Decided On June 25, 2015
In Re: Idfc Limited And Ors. Appellant
V/S
STATE Respondents

JUDGEMENT

(1.) These Company Petitions are preferred under sections 391 and 394 of the Companies Act, 1956 for sanctioning the scheme of arrangement (Demerger) between the Demerged company with the Resulting company and their respective Shareholders and Creditors and for a direction to file the sanction order to the Scheme with the Registrar of Companies, Tamil Nadu, within 30 days of the receipt of final approval from the Reserve Bank of India for undertaking banking operations under the Banking Regulations Act, 1949. The Scheme of Arrangement (Demerger) is annexed in Annexure 1 in both the petitions.

(2.) M/s IDFC Limited - the petitioner in C.P. No. 191 of 2015 is the Demerged company and M/s IDFC Bank Limited - the petitioner in C.P. No. 192 of 2015 is the Resulting Company.

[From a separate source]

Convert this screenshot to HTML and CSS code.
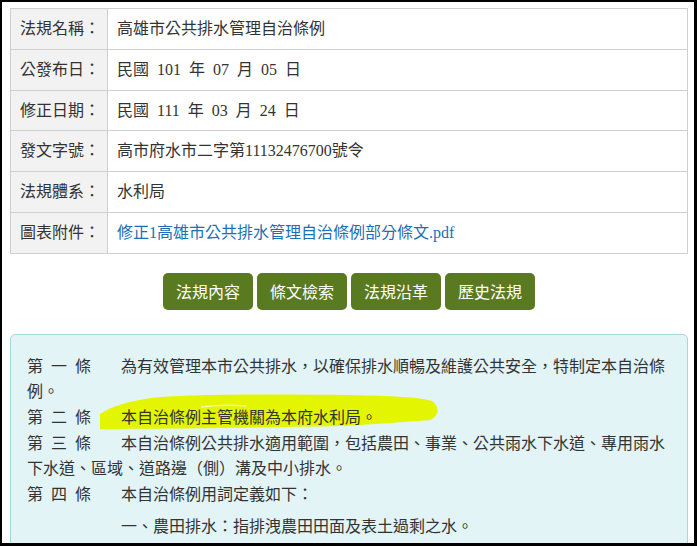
FILE: index.html
```html
<!DOCTYPE html>
<html lang="zh-TW">
<head>
    <meta charset="UTF-8">
    <meta name="viewport" content="width=device-width, initial-scale=1.0">
    <title>高雄市公共排水管理自治條例</title>
    <link rel="stylesheet" href="styles.css">
</head>
<body>
    <div class="frame">
        <!-- 法規基本資料 -->
        <table class="info">
            <tr><th>法規名稱：</th><td>高雄市公共排水管理自治條例</td></tr>
            <tr><th>公發布日：</th><td>民國 101 年 07 月 05 日</td></tr>
            <tr><th>修正日期：</th><td>民國 111 年 03 月 24 日</td></tr>
            <tr><th>發文字號：</th><td>高市府水市二字第11132476700號令</td></tr>
            <tr><th>法規體系：</th><td>水利局</td></tr>
            <tr><th>圖表附件：</th><td><a href="#">修正1高雄市公共排水管理自治條例部分條文.pdf</a></td></tr>
        </table>

        <!-- 功能按鈕 -->
        <div class="tabs">
            <a class="tab" href="#">法規內容</a>
            <a class="tab" href="#">條文檢索</a>
            <a class="tab" href="#">法規沿革</a>
            <a class="tab" href="#">歷史法規</a>
        </div>

        <!-- 條文內容 -->
        <div class="law">
            <svg class="marker" width="440" height="100" viewBox="0 0 440 100">
                <path d="M89,94 L89,79 C99,72 119,65 149,62 C189,59 269,59 339,60 C379,61 409,62 421,66 C429,71 428,82 419,85 C389,87 369,89 329,91 C239,93 139,94 89,94 Z" fill="#e4f500"/>
                <path d="M190,72 C205,70 220,70 235,71" stroke="#f3fb9a" stroke-width="1.5" fill="none"/>
            </svg>
            <p class="article"><span class="no">第 一 條</span>為有效管理本市公共排水，以確保排水順暢及維護公共安全，特制定本自治條例。</p>
            <p class="article"><span class="no">第 二 條</span>本自治條例主管機關為本府水利局。</p>
            <p class="article"><span class="no">第 三 條</span>本自治條例公共排水適用範圍，包括農田、事業、公共雨水下水道、專用雨水下水道、區域、道路邊（側）溝及中小排水。</p>
            <p class="article"><span class="no">第 四 條</span>本自治條例用詞定義如下：</p>
            <p class="item">一、農田排水：指排洩農田田面及表土過剩之水。</p>
        </div>
    </div>
</body>
</html>
```

FILE: styles.css
```css
* {
    box-sizing: border-box;
}

/* 頁面與外框 */
body {
    margin: 0;
    background-color: #ffffff;
    font-family: "Liberation Serif", "Noto Sans CJK TC", serif;
    color: #333;
}

.frame {
    height: 546px;
    border-style: solid;
    border-color: #000;
    border-width: 2px 3px 3px 2px;
    padding: 6px 6px 0 8px;
    overflow: hidden;
}

/* 基本資料表格 */
.info {
    width: 678px;
    border-collapse: collapse;
    font-size: 16px;
}

.info th,
.info td {
    border: 1px solid #cfcfcf;
    padding: 8px 9px;
    line-height: 23.8px;
    text-align: left;
    font-weight: normal;
    word-spacing: 4px;
    white-space: nowrap;
}

.info th {
    width: 97px;
    background-color: #f2f2f2;
    padding-right: 7px;
}

.info a {
    color: #1a6fb6;
    text-decoration: none;
}

/* 功能按鈕 */
.tabs {
    display: flex;
    justify-content: center;
    gap: 4px;
    margin: 19px 0 24px;
}

.tab {
    width: 90px;
    height: 37px;
    line-height: 37px;
    text-align: center;
    background-color: #5a7a22;
    color: #fff;
    border-radius: 5px;
    font-family: "Noto Sans CJK TC", sans-serif;
    font-size: 16px;
    text-decoration: none;
}

/* 條文區塊 */
.law {
    position: relative;
    width: 678px;
    height: 240px;
    background-color: #e2f4f6;
    border: 1px solid #a8d8d8;
    border-radius: 5px;
    padding: 19px 15px 0 16px;
    font-size: 16px;
    line-height: 25.6px;
    word-spacing: 4px;
}

.marker {
    position: absolute;
    left: 0;
    top: 0;
    z-index: 0;
}

.article,
.item {
    position: relative;
    z-index: 1;
    margin: 0;
}

.no {
    margin-right: 30px;
}

.item {
    margin-top: 7px;
    padding-left: 94px;
}
```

(3.) From the records, it is seen that the demerged company, which was primarily engaged in the business of providing end-to-end project financing and other financial services, pursuant to the in-principle approval granted by the Reserve Bank of India, to fulfill the terms and conditions of the approval and other conditions set out by the Reserve Bank of India as well as the other applicable rules and circulars of the Reserve Bank of India and to transfer its relevant business activities, proposed under the Scheme to demerge its Financing Undertaking to the resulting Company, a Public Limited Company, which was established to carry out the business of banking.